Por otro lado, y esto tiene que ver con la escritura, está el caso del uso de las (letras) minúsculas o mayúsculas luego de los dos puntos. El empleo culto acepta tanto la mayúscula como la minúscula, indistintamente. Por supuesto, luego de dos puntos no se va a escribir en minúscula una palabra que designe un nombre propio de persona, animal o cosa. Por ejemplo: ella tiene dos hermanas: Helena y Manuela. Estaría fuera de lugar escribir: helena y Manuela. De igual modo, se comienza con mayúscula cuando lo que sigue de los dos puntos es una cita textual.

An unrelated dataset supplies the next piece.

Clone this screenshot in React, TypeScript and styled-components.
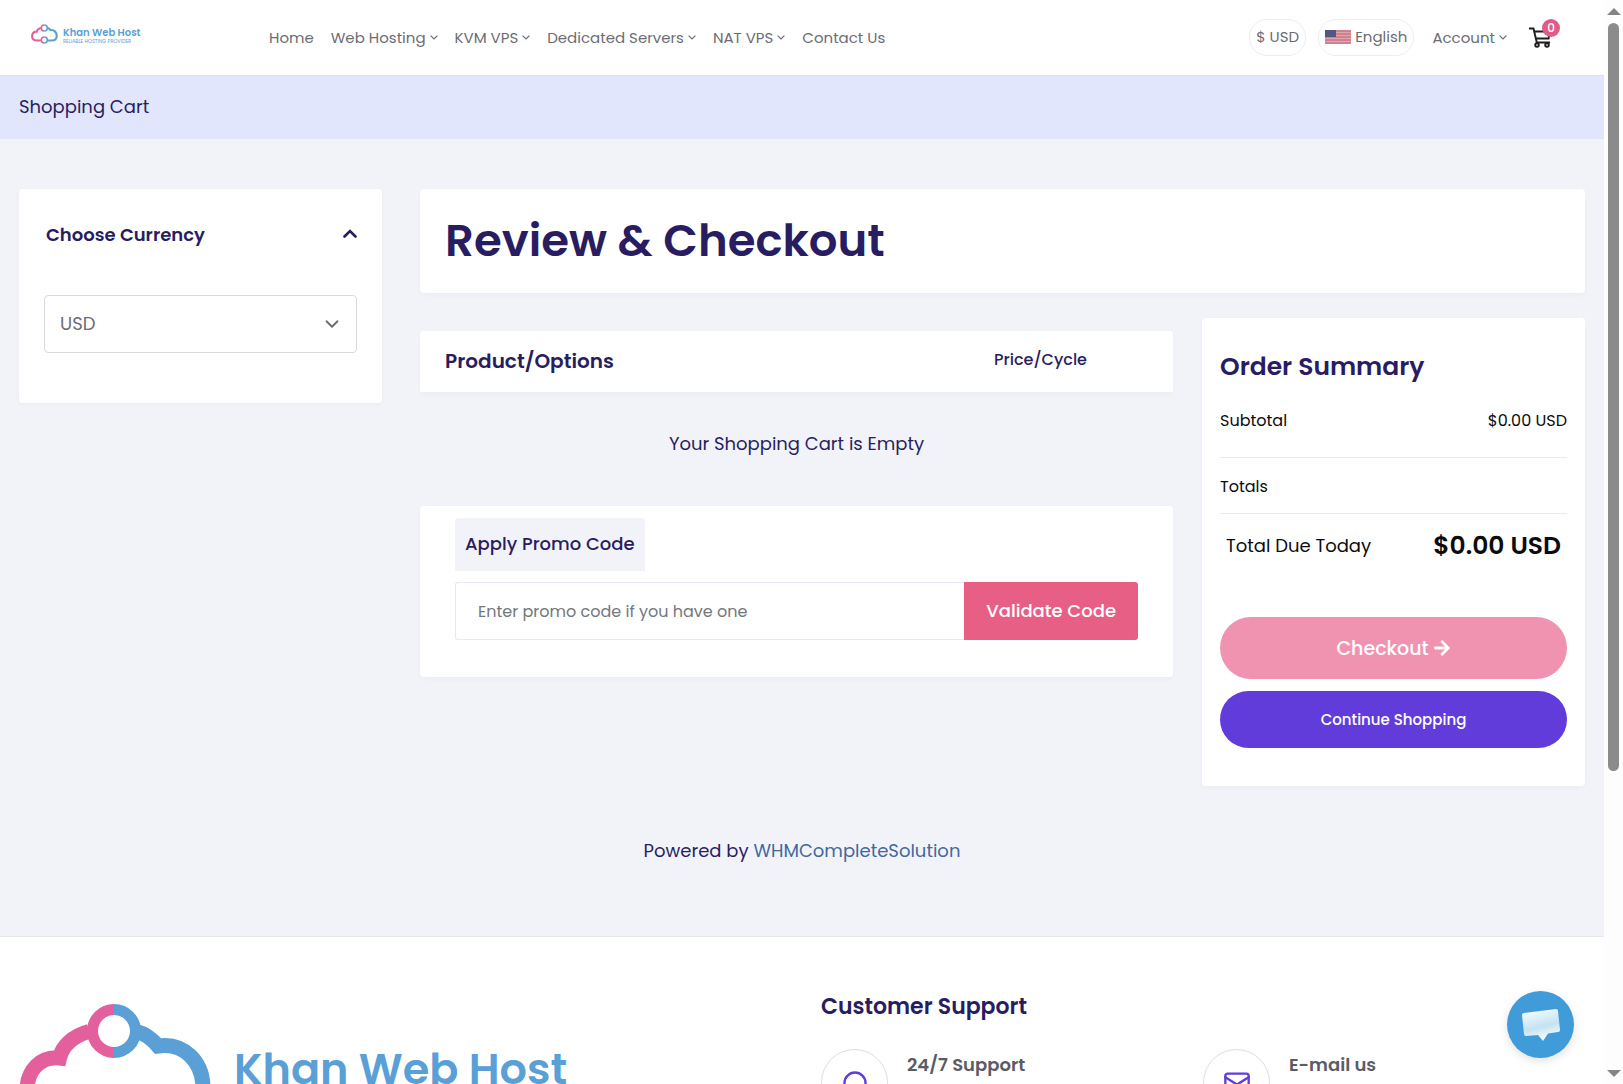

Hay otros aspectos, que no vamos a considerar aquí. Lo que quiero reflejar es lo siguiente: últimamente he visto con cierto asombro, sobre todo en algunos diarios impresos (por fortuna, no todos), un uso exclusivo de las mayúsculas (después de los dos puntos), en detrimento de las minúsculas. ¿Estaremos ante otro tipo de prejuicio, quizá de tipo gráfico? En la variedad está la riqueza.

En todo caso, cada lengua es a sí misma su propio barco. Luego de la caída de la Torre de Babel, muchos barcos han naufragado; unos por tormentas, otros por encontronazos con naves más poderosas (como le pasó a muchas lenguas en América durante la Conquista). Las naves (lenguas) nacen, evolucionan, mueren; se pueden casar entre sí, comercian sus prendas (voces), etc. Pero todas sin excepción han de navegar en ese infinito mare nostrum como lo es el lenguaje, facultad del ser humano. Como pasa con toda estrella, ¿llegará el día en que el sol lingüístico deje de brillarnos? ¿Volveremos a vagar por el bosque, felices, libres como los prehomínidos, sin esperanza alguna de reencontrar el fuego prometeico?